- **What the exercise asks**: Verbatim output of all the material below is required.

- **Dataset section**:
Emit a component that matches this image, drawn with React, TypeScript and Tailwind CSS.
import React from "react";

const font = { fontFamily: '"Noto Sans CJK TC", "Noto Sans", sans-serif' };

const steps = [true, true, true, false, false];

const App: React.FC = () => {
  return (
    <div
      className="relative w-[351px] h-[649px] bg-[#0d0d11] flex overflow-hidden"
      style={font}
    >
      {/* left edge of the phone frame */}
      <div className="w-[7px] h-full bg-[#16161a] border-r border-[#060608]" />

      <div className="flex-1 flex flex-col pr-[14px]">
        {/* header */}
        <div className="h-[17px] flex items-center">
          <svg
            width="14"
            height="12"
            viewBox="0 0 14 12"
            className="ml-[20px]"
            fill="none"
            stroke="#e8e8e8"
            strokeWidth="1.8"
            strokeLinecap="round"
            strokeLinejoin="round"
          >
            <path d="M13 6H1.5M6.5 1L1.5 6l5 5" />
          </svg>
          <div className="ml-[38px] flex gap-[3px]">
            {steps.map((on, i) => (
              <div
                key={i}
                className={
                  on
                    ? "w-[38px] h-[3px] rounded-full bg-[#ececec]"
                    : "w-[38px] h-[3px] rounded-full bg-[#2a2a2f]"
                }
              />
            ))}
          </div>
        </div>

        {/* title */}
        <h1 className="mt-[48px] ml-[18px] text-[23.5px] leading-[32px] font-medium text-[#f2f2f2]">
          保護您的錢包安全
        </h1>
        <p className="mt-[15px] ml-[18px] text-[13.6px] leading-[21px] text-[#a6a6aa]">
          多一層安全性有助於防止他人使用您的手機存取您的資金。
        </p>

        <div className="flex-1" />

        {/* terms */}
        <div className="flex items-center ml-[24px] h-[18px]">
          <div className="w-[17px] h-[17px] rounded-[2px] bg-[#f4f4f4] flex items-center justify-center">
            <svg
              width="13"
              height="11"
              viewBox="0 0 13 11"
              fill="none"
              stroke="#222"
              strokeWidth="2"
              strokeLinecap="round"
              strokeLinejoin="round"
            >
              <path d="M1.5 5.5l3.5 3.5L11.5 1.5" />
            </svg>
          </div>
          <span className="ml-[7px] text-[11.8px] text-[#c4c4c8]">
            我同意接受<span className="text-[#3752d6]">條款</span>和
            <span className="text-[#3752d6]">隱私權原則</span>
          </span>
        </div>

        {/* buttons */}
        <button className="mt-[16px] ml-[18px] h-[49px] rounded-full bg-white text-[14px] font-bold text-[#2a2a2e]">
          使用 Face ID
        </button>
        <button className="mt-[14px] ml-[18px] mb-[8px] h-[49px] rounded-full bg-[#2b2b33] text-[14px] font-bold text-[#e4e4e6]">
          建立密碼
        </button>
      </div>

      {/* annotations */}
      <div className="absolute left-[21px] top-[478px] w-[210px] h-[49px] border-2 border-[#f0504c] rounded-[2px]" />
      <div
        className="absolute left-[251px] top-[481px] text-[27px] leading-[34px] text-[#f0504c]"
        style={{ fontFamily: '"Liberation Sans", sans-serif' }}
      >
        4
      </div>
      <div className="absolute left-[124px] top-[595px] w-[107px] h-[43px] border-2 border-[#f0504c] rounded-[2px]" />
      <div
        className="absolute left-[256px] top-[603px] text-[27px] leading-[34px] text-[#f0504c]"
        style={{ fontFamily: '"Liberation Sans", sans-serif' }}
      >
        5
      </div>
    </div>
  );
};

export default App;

- **Reply to the exercise**:
Emit a component that matches this image, drawn with React, TypeScript and Tailwind CSS.
import React from "react";

const font = { fontFamily: '"Noto Sans CJK TC", "Noto Sans", sans-serif' };

const steps = [true, true, true, false, false];

const App: React.FC = () => {
  return (
    <div
      className="relative w-[351px] h-[649px] bg-[#0d0d11] flex overflow-hidden"
      style={font}
    >
      {/* left edge of the phone frame */}
      <div className="w-[7px] h-full bg-[#16161a] border-r border-[#060608]" />

      <div className="flex-1 flex flex-col pr-[14px]">
        {/* header */}
        <div className="h-[17px] flex items-center">
          <svg
            width="14"
            height="12"
            viewBox="0 0 14 12"
            className="ml-[20px]"
            fill="none"
            stroke="#e8e8e8"
            strokeWidth="1.8"
            strokeLinecap="round"
            strokeLinejoin="round"
          >
            <path d="M13 6H1.5M6.5 1L1.5 6l5 5" />
          </svg>
          <div className="ml-[38px] flex gap-[3px]">
            {steps.map((on, i) => (
              <div
                key={i}
                className={
                  on
                    ? "w-[38px] h-[3px] rounded-full bg-[#ececec]"
                    : "w-[38px] h-[3px] rounded-full bg-[#2a2a2f]"
                }
              />
            ))}
          </div>
        </div>

        {/* title */}
        <h1 className="mt-[48px] ml-[18px] text-[23.5px] leading-[32px] font-medium text-[#f2f2f2]">
          保護您的錢包安全
        </h1>
        <p className="mt-[15px] ml-[18px] text-[13.6px] leading-[21px] text-[#a6a6aa]">
          多一層安全性有助於防止他人使用您的手機存取您的資金。
        </p>

        <div className="flex-1" />

        {/* terms */}
        <div className="flex items-center ml-[24px] h-[18px]">
          <div className="w-[17px] h-[17px] rounded-[2px] bg-[#f4f4f4] flex items-center justify-center">
            <svg
              width="13"
              height="11"
              viewBox="0 0 13 11"
              fill="none"
              stroke="#222"
              strokeWidth="2"
              strokeLinecap="round"
              strokeLinejoin="round"
            >
              <path d="M1.5 5.5l3.5 3.5L11.5 1.5" />
            </svg>
          </div>
          <span className="ml-[7px] text-[11.8px] text-[#c4c4c8]">
            我同意接受<span className="text-[#3752d6]">條款</span>和
            <span className="text-[#3752d6]">隱私權原則</span>
          </span>
        </div>

        {/* buttons */}
        <button className="mt-[16px] ml-[18px] h-[49px] rounded-full bg-white text-[14px] font-bold text-[#2a2a2e]">
          使用 Face ID
        </button>
        <button className="mt-[14px] ml-[18px] mb-[8px] h-[49px] rounded-full bg-[#2b2b33] text-[14px] font-bold text-[#e4e4e6]">
          建立密碼
        </button>
      </div>

      {/* annotations */}
      <div className="absolute left-[21px] top-[478px] w-[210px] h-[49px] border-2 border-[#f0504c] rounded-[2px]" />
      <div
        className="absolute left-[251px] top-[481px] text-[27px] leading-[34px] text-[#f0504c]"
        style={{ fontFamily: '"Liberation Sans", sans-serif' }}
      >
        4
      </div>
      <div className="absolute left-[124px] top-[595px] w-[107px] h-[43px] border-2 border-[#f0504c] rounded-[2px]" />
      <div
        className="absolute left-[256px] top-[603px] text-[27px] leading-[34px] text-[#f0504c]"
        style={{ fontFamily: '"Liberation Sans", sans-serif' }}
      >
        5
      </div>
    </div>
  );
};

export default App;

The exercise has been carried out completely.